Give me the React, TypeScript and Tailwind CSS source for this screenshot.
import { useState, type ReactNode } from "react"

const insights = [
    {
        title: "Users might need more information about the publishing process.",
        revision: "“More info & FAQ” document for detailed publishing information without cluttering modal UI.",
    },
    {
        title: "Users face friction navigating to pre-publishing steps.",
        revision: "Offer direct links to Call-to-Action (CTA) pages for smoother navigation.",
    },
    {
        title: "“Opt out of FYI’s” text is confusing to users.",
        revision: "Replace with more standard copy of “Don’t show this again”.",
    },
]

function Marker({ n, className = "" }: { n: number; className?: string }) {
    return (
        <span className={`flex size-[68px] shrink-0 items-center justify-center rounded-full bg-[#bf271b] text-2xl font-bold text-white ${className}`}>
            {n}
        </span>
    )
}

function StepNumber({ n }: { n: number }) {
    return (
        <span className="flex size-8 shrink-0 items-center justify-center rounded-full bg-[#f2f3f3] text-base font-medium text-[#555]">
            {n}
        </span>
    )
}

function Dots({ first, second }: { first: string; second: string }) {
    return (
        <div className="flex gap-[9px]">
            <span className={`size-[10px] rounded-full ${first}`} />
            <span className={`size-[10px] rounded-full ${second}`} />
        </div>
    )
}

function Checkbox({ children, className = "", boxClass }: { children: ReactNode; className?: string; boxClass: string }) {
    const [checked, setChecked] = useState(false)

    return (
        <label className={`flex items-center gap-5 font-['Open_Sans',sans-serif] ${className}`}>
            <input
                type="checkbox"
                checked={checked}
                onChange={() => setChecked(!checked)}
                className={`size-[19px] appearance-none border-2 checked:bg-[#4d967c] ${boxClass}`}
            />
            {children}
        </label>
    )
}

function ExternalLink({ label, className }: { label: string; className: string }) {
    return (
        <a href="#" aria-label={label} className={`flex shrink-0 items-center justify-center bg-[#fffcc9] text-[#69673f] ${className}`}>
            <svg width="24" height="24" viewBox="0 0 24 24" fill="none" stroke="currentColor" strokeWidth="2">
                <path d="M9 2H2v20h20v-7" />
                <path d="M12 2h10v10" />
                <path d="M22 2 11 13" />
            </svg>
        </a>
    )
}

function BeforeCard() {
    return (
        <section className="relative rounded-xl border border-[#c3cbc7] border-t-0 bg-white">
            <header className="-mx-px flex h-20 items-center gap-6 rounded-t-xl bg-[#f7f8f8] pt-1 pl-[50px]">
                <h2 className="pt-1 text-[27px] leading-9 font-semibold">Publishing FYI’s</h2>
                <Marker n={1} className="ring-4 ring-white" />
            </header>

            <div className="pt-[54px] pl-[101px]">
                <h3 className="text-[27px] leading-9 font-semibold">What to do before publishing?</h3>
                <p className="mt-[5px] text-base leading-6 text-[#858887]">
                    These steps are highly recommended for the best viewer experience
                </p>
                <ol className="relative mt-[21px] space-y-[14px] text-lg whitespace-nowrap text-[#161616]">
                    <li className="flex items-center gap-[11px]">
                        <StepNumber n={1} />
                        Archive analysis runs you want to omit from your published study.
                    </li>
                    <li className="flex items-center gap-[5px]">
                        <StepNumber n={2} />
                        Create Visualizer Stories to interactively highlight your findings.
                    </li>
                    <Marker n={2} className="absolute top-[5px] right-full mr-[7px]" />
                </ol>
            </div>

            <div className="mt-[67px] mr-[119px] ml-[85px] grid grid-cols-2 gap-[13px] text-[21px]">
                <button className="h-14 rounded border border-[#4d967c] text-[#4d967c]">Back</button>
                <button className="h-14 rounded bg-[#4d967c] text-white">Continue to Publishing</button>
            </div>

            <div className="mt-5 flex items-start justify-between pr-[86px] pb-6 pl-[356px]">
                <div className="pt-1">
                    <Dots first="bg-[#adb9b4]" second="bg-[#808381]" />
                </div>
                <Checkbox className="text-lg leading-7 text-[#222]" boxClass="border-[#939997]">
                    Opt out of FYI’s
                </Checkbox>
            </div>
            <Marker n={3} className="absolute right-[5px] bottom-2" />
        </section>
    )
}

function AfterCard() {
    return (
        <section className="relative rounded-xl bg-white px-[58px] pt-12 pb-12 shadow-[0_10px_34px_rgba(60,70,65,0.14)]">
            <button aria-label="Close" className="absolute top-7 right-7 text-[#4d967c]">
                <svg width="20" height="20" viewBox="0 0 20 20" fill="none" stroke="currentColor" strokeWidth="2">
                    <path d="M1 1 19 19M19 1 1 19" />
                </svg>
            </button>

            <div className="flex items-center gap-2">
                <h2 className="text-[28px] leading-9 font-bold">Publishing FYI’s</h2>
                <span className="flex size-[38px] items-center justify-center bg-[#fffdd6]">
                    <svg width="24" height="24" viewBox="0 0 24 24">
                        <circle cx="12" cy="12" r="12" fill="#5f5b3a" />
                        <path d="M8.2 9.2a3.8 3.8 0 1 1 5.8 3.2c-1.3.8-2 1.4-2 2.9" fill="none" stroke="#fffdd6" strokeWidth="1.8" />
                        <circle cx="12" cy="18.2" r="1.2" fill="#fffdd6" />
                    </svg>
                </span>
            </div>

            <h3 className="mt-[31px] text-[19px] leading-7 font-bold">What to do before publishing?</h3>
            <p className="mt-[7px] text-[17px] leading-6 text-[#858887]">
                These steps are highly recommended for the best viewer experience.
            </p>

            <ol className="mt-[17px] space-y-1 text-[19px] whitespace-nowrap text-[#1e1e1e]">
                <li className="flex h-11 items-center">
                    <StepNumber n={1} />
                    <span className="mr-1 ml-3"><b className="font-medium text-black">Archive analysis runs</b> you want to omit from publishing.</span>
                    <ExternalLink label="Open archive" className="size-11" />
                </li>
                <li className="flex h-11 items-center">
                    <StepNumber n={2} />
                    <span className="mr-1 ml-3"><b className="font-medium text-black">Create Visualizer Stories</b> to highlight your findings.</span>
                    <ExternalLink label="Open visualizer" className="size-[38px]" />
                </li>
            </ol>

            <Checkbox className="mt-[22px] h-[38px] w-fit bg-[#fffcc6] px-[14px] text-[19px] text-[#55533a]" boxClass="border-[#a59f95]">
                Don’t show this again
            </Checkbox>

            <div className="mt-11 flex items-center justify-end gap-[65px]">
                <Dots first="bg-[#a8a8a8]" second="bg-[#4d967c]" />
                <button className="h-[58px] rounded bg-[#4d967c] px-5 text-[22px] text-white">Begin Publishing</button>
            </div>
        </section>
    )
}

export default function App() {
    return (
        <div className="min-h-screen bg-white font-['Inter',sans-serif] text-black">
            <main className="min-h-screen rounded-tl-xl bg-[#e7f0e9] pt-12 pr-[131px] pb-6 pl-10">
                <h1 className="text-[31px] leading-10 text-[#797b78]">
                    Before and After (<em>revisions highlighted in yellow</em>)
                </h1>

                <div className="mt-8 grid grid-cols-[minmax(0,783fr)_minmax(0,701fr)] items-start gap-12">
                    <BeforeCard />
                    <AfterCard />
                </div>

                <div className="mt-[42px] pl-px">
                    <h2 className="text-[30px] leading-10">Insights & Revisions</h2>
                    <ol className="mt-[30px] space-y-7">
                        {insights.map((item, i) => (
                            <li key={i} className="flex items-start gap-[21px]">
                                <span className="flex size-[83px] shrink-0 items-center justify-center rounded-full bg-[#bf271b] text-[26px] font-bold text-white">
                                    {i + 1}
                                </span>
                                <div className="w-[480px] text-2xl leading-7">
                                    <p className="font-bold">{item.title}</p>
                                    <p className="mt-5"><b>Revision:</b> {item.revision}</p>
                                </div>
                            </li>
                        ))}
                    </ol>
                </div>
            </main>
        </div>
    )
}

++++++++

### Work required
Extract the full listing and reproduce each line exactly.

### Response for this exercise
Give me the React, TypeScript and Tailwind CSS source for this screenshot.
import { useState, type ReactNode } from "react"

const insights = [
    {
        title: "Users might need more information about the publishing process.",
        revision: "“More info & FAQ” document for detailed publishing information without cluttering modal UI.",
    },
    {
        title: "Users face friction navigating to pre-publishing steps.",
        revision: "Offer direct links to Call-to-Action (CTA) pages for smoother navigation.",
    },
    {
        title: "“Opt out of FYI’s” text is confusing to users.",
        revision: "Replace with more standard copy of “Don’t show this again”.",
    },
]

function Marker({ n, className = "" }: { n: number; className?: string }) {
    return (
        <span className={`flex size-[68px] shrink-0 items-center justify-center rounded-full bg-[#bf271b] text-2xl font-bold text-white ${className}`}>
            {n}
        </span>
    )
}

function StepNumber({ n }: { n: number }) {
    return (
        <span className="flex size-8 shrink-0 items-center justify-center rounded-full bg-[#f2f3f3] text-base font-medium text-[#555]">
            {n}
        </span>
    )
}

function Dots({ first, second }: { first: string; second: string }) {
    return (
        <div className="flex gap-[9px]">
            <span className={`size-[10px] rounded-full ${first}`} />
            <span className={`size-[10px] rounded-full ${second}`} />
        </div>
    )
}

function Checkbox({ children, className = "", boxClass }: { children: ReactNode; className?: string; boxClass: string }) {
    const [checked, setChecked] = useState(false)

    return (
        <label className={`flex items-center gap-5 font-['Open_Sans',sans-serif] ${className}`}>
            <input
                type="checkbox"
                checked={checked}
                onChange={() => setChecked(!checked)}
                className={`size-[19px] appearance-none border-2 checked:bg-[#4d967c] ${boxClass}`}
            />
            {children}
        </label>
    )
}

function ExternalLink({ label, className }: { label: string; className: string }) {
    return (
        <a href="#" aria-label={label} className={`flex shrink-0 items-center justify-center bg-[#fffcc9] text-[#69673f] ${className}`}>
            <svg width="24" height="24" viewBox="0 0 24 24" fill="none" stroke="currentColor" strokeWidth="2">
                <path d="M9 2H2v20h20v-7" />
                <path d="M12 2h10v10" />
                <path d="M22 2 11 13" />
            </svg>
        </a>
    )
}

function BeforeCard() {
    return (
        <section className="relative rounded-xl border border-[#c3cbc7] border-t-0 bg-white">
            <header className="-mx-px flex h-20 items-center gap-6 rounded-t-xl bg-[#f7f8f8] pt-1 pl-[50px]">
                <h2 className="pt-1 text-[27px] leading-9 font-semibold">Publishing FYI’s</h2>
                <Marker n={1} className="ring-4 ring-white" />
            </header>

            <div className="pt-[54px] pl-[101px]">
                <h3 className="text-[27px] leading-9 font-semibold">What to do before publishing?</h3>
                <p className="mt-[5px] text-base leading-6 text-[#858887]">
                    These steps are highly recommended for the best viewer experience
                </p>
                <ol className="relative mt-[21px] space-y-[14px] text-lg whitespace-nowrap text-[#161616]">
                    <li className="flex items-center gap-[11px]">
                        <StepNumber n={1} />
                        Archive analysis runs you want to omit from your published study.
                    </li>
                    <li className="flex items-center gap-[5px]">
                        <StepNumber n={2} />
                        Create Visualizer Stories to interactively highlight your findings.
                    </li>
                    <Marker n={2} className="absolute top-[5px] right-full mr-[7px]" />
                </ol>
            </div>

            <div className="mt-[67px] mr-[119px] ml-[85px] grid grid-cols-2 gap-[13px] text-[21px]">
                <button className="h-14 rounded border border-[#4d967c] text-[#4d967c]">Back</button>
                <button className="h-14 rounded bg-[#4d967c] text-white">Continue to Publishing</button>
            </div>

            <div className="mt-5 flex items-start justify-between pr-[86px] pb-6 pl-[356px]">
                <div className="pt-1">
                    <Dots first="bg-[#adb9b4]" second="bg-[#808381]" />
                </div>
                <Checkbox className="text-lg leading-7 text-[#222]" boxClass="border-[#939997]">
                    Opt out of FYI’s
                </Checkbox>
            </div>
            <Marker n={3} className="absolute right-[5px] bottom-2" />
        </section>
    )
}

function AfterCard() {
    return (
        <section className="relative rounded-xl bg-white px-[58px] pt-12 pb-12 shadow-[0_10px_34px_rgba(60,70,65,0.14)]">
            <button aria-label="Close" className="absolute top-7 right-7 text-[#4d967c]">
                <svg width="20" height="20" viewBox="0 0 20 20" fill="none" stroke="currentColor" strokeWidth="2">
                    <path d="M1 1 19 19M19 1 1 19" />
                </svg>
            </button>

            <div className="flex items-center gap-2">
                <h2 className="text-[28px] leading-9 font-bold">Publishing FYI’s</h2>
                <span className="flex size-[38px] items-center justify-center bg-[#fffdd6]">
                    <svg width="24" height="24" viewBox="0 0 24 24">
                        <circle cx="12" cy="12" r="12" fill="#5f5b3a" />
                        <path d="M8.2 9.2a3.8 3.8 0 1 1 5.8 3.2c-1.3.8-2 1.4-2 2.9" fill="none" stroke="#fffdd6" strokeWidth="1.8" />
                        <circle cx="12" cy="18.2" r="1.2" fill="#fffdd6" />
                    </svg>
                </span>
            </div>

            <h3 className="mt-[31px] text-[19px] leading-7 font-bold">What to do before publishing?</h3>
            <p className="mt-[7px] text-[17px] leading-6 text-[#858887]">
                These steps are highly recommended for the best viewer experience.
            </p>

            <ol className="mt-[17px] space-y-1 text-[19px] whitespace-nowrap text-[#1e1e1e]">
                <li className="flex h-11 items-center">
                    <StepNumber n={1} />
                    <span className="mr-1 ml-3"><b className="font-medium text-black">Archive analysis runs</b> you want to omit from publishing.</span>
                    <ExternalLink label="Open archive" className="size-11" />
                </li>
                <li className="flex h-11 items-center">
                    <StepNumber n={2} />
                    <span className="mr-1 ml-3"><b className="font-medium text-black">Create Visualizer Stories</b> to highlight your findings.</span>
                    <ExternalLink label="Open visualizer" className="size-[38px]" />
                </li>
            </ol>

            <Checkbox className="mt-[22px] h-[38px] w-fit bg-[#fffcc6] px-[14px] text-[19px] text-[#55533a]" boxClass="border-[#a59f95]">
                Don’t show this again
            </Checkbox>

            <div className="mt-11 flex items-center justify-end gap-[65px]">
                <Dots first="bg-[#a8a8a8]" second="bg-[#4d967c]" />
                <button className="h-[58px] rounded bg-[#4d967c] px-5 text-[22px] text-white">Begin Publishing</button>
            </div>
        </section>
    )
}

export default function App() {
    return (
        <div className="min-h-screen bg-white font-['Inter',sans-serif] text-black">
            <main className="min-h-screen rounded-tl-xl bg-[#e7f0e9] pt-12 pr-[131px] pb-6 pl-10">
                <h1 className="text-[31px] leading-10 text-[#797b78]">
                    Before and After (<em>revisions highlighted in yellow</em>)
                </h1>

                <div className="mt-8 grid grid-cols-[minmax(0,783fr)_minmax(0,701fr)] items-start gap-12">
                    <BeforeCard />
                    <AfterCard />
                </div>

                <div className="mt-[42px] pl-px">
                    <h2 className="text-[30px] leading-10">Insights & Revisions</h2>
                    <ol className="mt-[30px] space-y-7">
                        {insights.map((item, i) => (
                            <li key={i} className="flex items-start gap-[21px]">
                                <span className="flex size-[83px] shrink-0 items-center justify-center rounded-full bg-[#bf271b] text-[26px] font-bold text-white">
                                    {i + 1}
                                </span>
                                <div className="w-[480px] text-2xl leading-7">
                                    <p className="font-bold">{item.title}</p>
                                    <p className="mt-5"><b>Revision:</b> {item.revision}</p>
                                </div>
                            </li>
                        ))}
                    </ol>
                </div>
            </main>
        </div>
    )
}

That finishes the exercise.